Il coworking non è certo una novità, sono ormai anni che ne parliamo in Italia, e pensate che a San Francisco è già a partire dal 2005 che è stato adottato come modello lavorativo: il primo fu Brad Neuberg il quale, partendo da un vecchio loft abbandonato, organizzò uno spazio ad hoc dove le persone potessero lavorare liberamente, accedendo alle stesse strutture e alle stesse risorse. Da allora la diffusione divenne inarrestabile. Nella maggior parte dei casi chi fa coworking è gente che ha la possibilità di lavorare da remoto, con pochi strumenti del mestiere, da trasportare facilmente in un pratico zaino.



Il concetto di coworking però negli anni è cambiato, evolvendosi insieme ai suoi fruitori, che non solo hanno ripensato gli strumenti necessari a svolgere la loro attività, basti pensare alla miriade di nuove tecnologie a disposizione, ma che soprattutto portano con sé anche un ricco bagaglio culturale ed esperienziale che non vede l’ora di essere aperto per mostrarsi al mondo. Il termine coworking cessa in questo modo di identificare un mero edificio con dentro persone che lavorano autonomamente alla loro postazione e si veste del suo significato letterale, “lavoro condiviso”. Lo spazio si reinventa e si trasforma nella concreta e stimolante opportunità di incontrare e interagire con persone con le quali poter scambiare punti di vista, conoscenze, idee, valori; persone con le quali poter condividere progetti, instaurare collaborazioni, creare sinergie. Il risultato? La creazione di una vera e propria comunità dove ci si riconosce e ci si sente riconosciuti.



Una delle principali realtà estere che ha visto nel coworking uno strumento per incrementare la collaborazione e la connessione tra individui è sicuramente WeWork, la start-up americana che vanta oggi più di 250.000 membri sparsi in tutto il mondo. Garantendo aree dinamiche e i migliori benefits e servizi, WeWork offre posti di lavoro dove si respira creatività e si è incoraggiati a produrre qualcosa di significativo. Per non parlare dei numerosi eventi organizzati, parte integrante della vision adottata, pensati per rafforzare ancora di più la team culture e per accrescere le opportunità di business, grazie all’incontro con persone autorevoli.
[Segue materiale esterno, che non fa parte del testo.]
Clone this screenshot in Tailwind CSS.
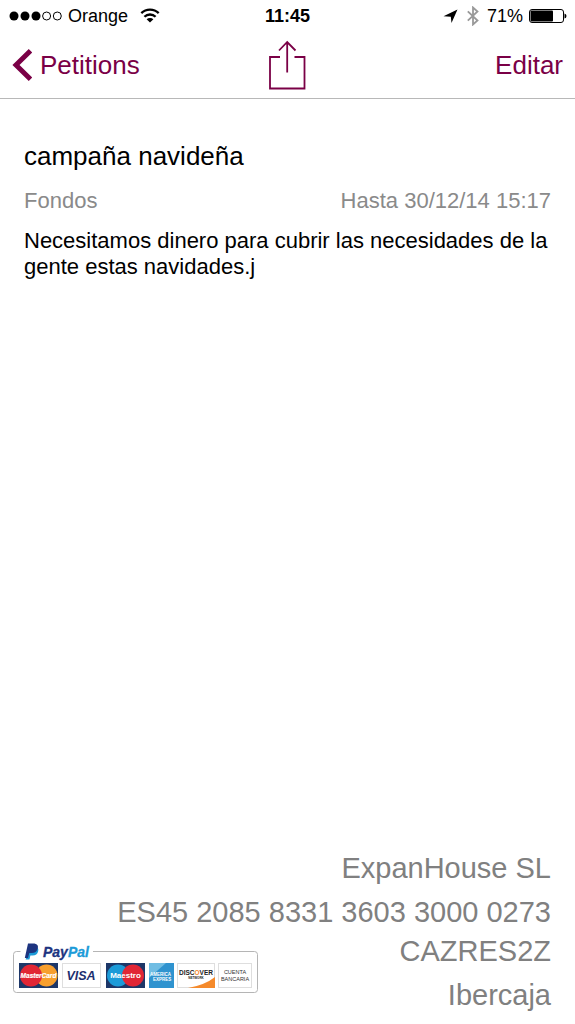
<!DOCTYPE html>
<html lang="es">
<head>
  <meta charset="UTF-8">
  <meta name="viewport" content="width=device-width, initial-scale=1.0">
  <title>campaña navideña</title>
  <script src="https://cdn.jsdelivr.net/npm/@tailwindcss/browser@4"></script>
</head>
<body class="flex min-h-screen flex-col bg-white font-['Liberation_Sans',Arial,sans-serif] text-black">
  <!-- Status bar -->
  <div class="grid h-8 grid-cols-3 items-center px-2 text-[18px] leading-8">
    <div class="flex items-center gap-1">
      <svg class="h-3 w-14" viewBox="0 0 56 12" aria-hidden="true">
        <circle cx="6" cy="6" r="4.500"/>
        <circle cx="17" cy="6" r="4.500"/>
        <circle cx="28" cy="6" r="4.500"/>
        <circle cx="38.600" cy="6" r="4" fill="none" stroke="#000"/>
        <circle cx="49.300" cy="6" r="4" fill="none" stroke="#000"/>
      </svg>
      <span>Orange</span>
      <svg class="ml-2 h-4 w-5" viewBox="0 0 20 16" fill="none" stroke="#000" stroke-width="2.300" aria-hidden="true">
        <path d="M1.300 5.200a12.500 12.500 0 0 1 17.400 0"/>
        <path d="M4.400 8.800a8 8 0 0 1 11.200 0"/>
        <path d="M10 14.500 6.600 11.300a4.800 4.800 0 0 1 6.800 0z" fill="#000" stroke="none"/>
      </svg>
    </div>
    <div class="text-center font-bold">11:45</div>
    <div class="flex items-center justify-end gap-2">
      <svg class="h-4 w-4" viewBox="0 0 16 16" aria-hidden="true">
        <path d="M14.500 1.500 8.500 15 7.800 8.700.5 8.200z"/>
      </svg>
      <svg class="h-5 w-3" viewBox="0 0 12 20" fill="none" stroke="#999" stroke-width="1.800" aria-hidden="true">
        <path d="M.8 5.300l9.700 9.200L6 18.500v-17l4.500 4-9.700 9.200"/>
      </svg>
      <span>71%</span>
      <svg class="-ml-1 h-4 w-10" viewBox="0 0 40 16" aria-hidden="true">
        <rect x="2.500" y="1.500" width="34" height="13" rx="2.500" fill="none" stroke="#000"/>
        <rect x="3.500" y="2.500" width="22.500" height="11" rx="1"/>
        <path d="M37.500 5.500q2 .5 2 2.500t-2 2.500z"/>
      </svg>
    </div>
  </div>

  <!-- Navigation -->
  <header class="grid h-[67px] grid-cols-3 items-center border-b border-[#b8b8b8] px-3 text-[26px] leading-8 text-[#7a0046]">
    <a href="#" class="flex items-center gap-2">
      <svg class="h-8 w-5" viewBox="0 0 20 32" fill="none" stroke="currentColor" stroke-width="5" aria-hidden="true">
        <path d="M18.500 1.800 4 16l14.500 14.200"/>
      </svg>
      Petitions
    </a>
    <button type="button" class="justify-self-center" aria-label="Compartir">
      <svg class="h-[50px] w-[38px]" viewBox="0 0 38 50" fill="none" stroke="currentColor" stroke-width="1.800" aria-hidden="true">
        <path d="M12 17H2v31.500h34.500V17h-10"/>
        <path d="M19.200 32.500V2M11 10.500 19.200 2l8.300 8.500"/>
      </svg>
    </button>
    <button type="button" class="justify-self-end">Editar</button>
  </header>

  <!-- Petition -->
  <main class="flex-1 px-6 pt-[41px]">
    <h1 class="text-[26px] leading-8">campaña navideña</h1>
    <div class="mt-4 flex justify-between text-[22px] leading-[26px] text-[#8a8a8a]">
      <span>Fondos</span>
      <span>Hasta 30/12/14 15:17</span>
    </div>
    <p class="mt-[14px] text-[22px] leading-[26px]">Necesitamos dinero para cubrir las necesidades de la gente estas navidades.j</p>
  </main>

  <!-- Bank details -->
  <footer class="pb-3 pl-3 pr-6 text-right text-[29px] text-[#808080]">
    <p class="leading-[44px]">ExpanHouse SL</p>
    <p class="leading-[44px]">ES45 2085 8331 3603 3000 0273</p>
    <div class="flex items-start justify-between">
      <button type="button" class="mt-1.5" aria-label="PayPal">
        <svg class="h-[54px] w-[246px]" viewBox="0 0 246 54" font-family="Liberation Sans, Arial, sans-serif">
          <path d="M8.500 11.500h-4a3 3 0 0 0-3 3v35a3 3 0 0 0 3 3h238a3 3 0 0 0 3-3v-35a3 3 0 0 0-3-3H81" fill="none" stroke="#b5b5b5"/>
          <!-- PayPal -->
          <path d="M17.500 7h7q2.500 1 1.600 4.500-1 4-5.500 4h-2.200l-1 4h-3.800z" fill="#1c9bd8"/>
          <path d="M16 3.500h6.500q4.500.8 3.200 5.300-1.200 4.200-6 4.200h-2.400L16 18h-3.200z" fill="#1d3480"/>
          <text x="31" y="17" font-size="14" font-weight="bold" font-style="italic" fill="#1d3480" stroke="#1d3480" stroke-width=".3">Pay<tspan fill="#1c9bd8" stroke="#1c9bd8">Pal</tspan></text>
          <!-- MasterCard -->
          <rect x="7" y="23" width="39" height="25" fill="#1d3768"/>
          <circle cx="34.500" cy="35.500" r="11" fill="#f79f2d"/>
          <circle cx="19" cy="35.500" r="11" fill="#e12635"/>
          <text x="26.500" y="38" text-anchor="middle" font-size="6.500" font-weight="bold" font-style="italic" fill="#fff" stroke="#fff" stroke-width=".2">MasterCard</text>
          <!-- Visa -->
          <rect x="50.500" y="23.500" width="38" height="24" fill="#fff" stroke="#dedede"/>
          <text x="69" y="40" text-anchor="middle" font-size="12.500" font-weight="bold" font-style="italic" fill="#1d2f6f">VISA</text>
          <!-- Maestro -->
          <rect x="94" y="23" width="39" height="25" fill="#1d3768"/>
          <circle cx="106" cy="35.500" r="11" fill="#1c9bd8"/>
          <circle cx="121" cy="35.500" r="11" fill="#e12635"/>
          <text x="113.500" y="38" text-anchor="middle" font-size="8" font-weight="bold" fill="#fff">Maestro</text>
          <!-- American Express -->
          <rect x="137" y="23" width="25" height="25" fill="#2f93cf"/>
          <path d="M137 23h17l-17 15z" fill="#70bde3"/>
          <text x="138" y="36" font-size="4.500" font-weight="bold" fill="#fff">AMERICA</text>
          <text x="141" y="41" font-size="4.500" font-weight="bold" fill="#fff">EXPRES</text>
          <!-- Discover -->
          <rect x="165.500" y="23.500" width="37" height="24" fill="#fff" stroke="#dedede"/>
          <path d="M203 37v11h-27q17-3 27-11z" fill="#f58a2b"/>
          <text x="184" y="35" text-anchor="middle" font-size="6.500" font-weight="bold" fill="#222">DISC<tspan fill="#f58a2b">O</tspan>VER</text>
          <text x="184" y="39" text-anchor="middle" font-size="3" font-weight="bold" fill="#222">NETWORK</text>
          <!-- Bank account -->
          <rect x="206.500" y="23.500" width="33" height="24" fill="#fff" stroke="#dedede"/>
          <text x="223" y="34" text-anchor="middle" font-size="5.500" fill="#333">CUENTA</text>
          <text x="223" y="41" text-anchor="middle" font-size="5.500" fill="#333">BANCARIA</text>
        </svg>
      </button>
      <div class="flex flex-col gap-[10px] leading-[34px]">
        <p>CAZRES2Z</p>
        <p>Ibercaja</p>
      </div>
    </div>
  </footer>
</body>
</html>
Dal lancio nel 2010 a New York City, questa realtà si sta espandendo costantemente e in sette anni ha raggiunto il cosiddetto status di decacorn: una start-up del valore di oltre 10 miliardi di dollari. E pensare che tutto è nato quando Adam Neumann, Ceo di WeWork e nel 2008 proprietario di una società di abbigliamento per bambini, e Miguel McKelvey, Co-founder di WeWork, che al tempo lavorava come architetto nello stesso edificio, decisero insieme di sfruttare le aree rimaste inoccupate e creare il loro primo coworking… Mica male, no?

E adesso vi starete chiedendo: “e tu che cosa hai fatto?” Convinto che, di fronte all’evoluzione inarrestabile del mondo e al continuo cambiamento delle tecnologie, è solamente grazie alla contaminazione che le innovazioni vedono la luce e le tecnologie stesse vengono modificate, ho creato un’associazione culturale dal nome Xfactory. Alla Xfactory organizziamo eventi, mostre, incontri, conferenze sui principali temi della cultura digitale, offriamo spazi dove incontrarsi per scambiare informazioni e idee, apriamo le porte a professionisti che possano portare una ventata di novità e stimoli e perché no, interessanti opportunità lavorative. Insomma, è un luogo pensato per essere la culla di idee e innovazione, una finestra spalancata sull’adiacente possibile: quello che c’è, che esiste ma che, per tantissime ragioni, non riesci ancora a vedere. Ecco, qui puoi.

Un ultimo pensiero, che formulo sotto forma di domanda sul futuro. I coworking, visti come quei luoghi di aggregazione di cui vi ho parlato, hanno nell’aggregazione stessa “il braccio” per l’innovazione e per ampliare le proprie possibilità di business. E quindi, non sarebbe un guadagno per tutti se diventassero una realtà abbracciata da ogni nostra azienda? A noi la riflessione.